A program to take the "outfile" from a PHYLIP DOLLOP run and parse the output in to a more useful format. It requires at least two pieces of information:
- the "outfile" from DOLLOP
- the number of states being tested (i.e. number of orthologs)
For running with OrthoMCL data you will also need:
- a list of orthogroup names (edit groups.txt accordingly)
- a directory with the *.fasta sequences of each orthogroup (from the previous script)
The program outputs four different options:
- A phylip-like output file, parsed from the state information in the "outfile" from dollop.
- A tab-separated report listing the node and number of gain, loss and 'core' states in either of two styles:
- 'New-style': This makes the node column one value, which is represented by a internal node number or leaf label. The number is the node number starting from '1' on the first leaf.

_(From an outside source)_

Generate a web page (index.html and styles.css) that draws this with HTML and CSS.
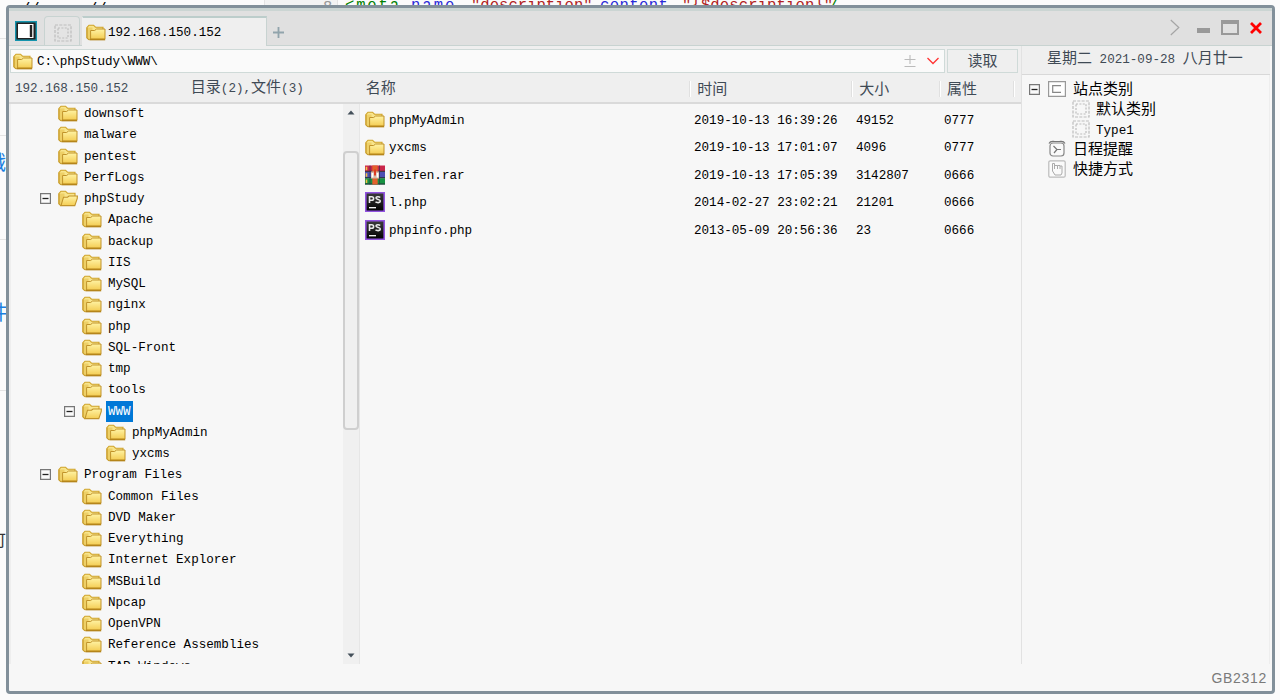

- 'Old-style': This makes the node column into two values, corresponding to positions across the tree using the node values from the dollop outfile.
- This outputs a directory, in the 'old-style' format (e.g. root__1 or 3__label), making a directory for each node transition along with three files. One each for loss, gain and core.
- This copies the *.fasta files from a location for each of the lists in the previous directory, to their appropriate directory.
Mandatory Input:
-i Dollop outfile
-s Number of states (orthogroups)
-o Output Directory
Other Options (one or all required):
outfile to phylip-like:
-c Convert to Phylip-like File (not needed if using -p)
Report Tables:
-n New-style Report (includes internal tree node numbers)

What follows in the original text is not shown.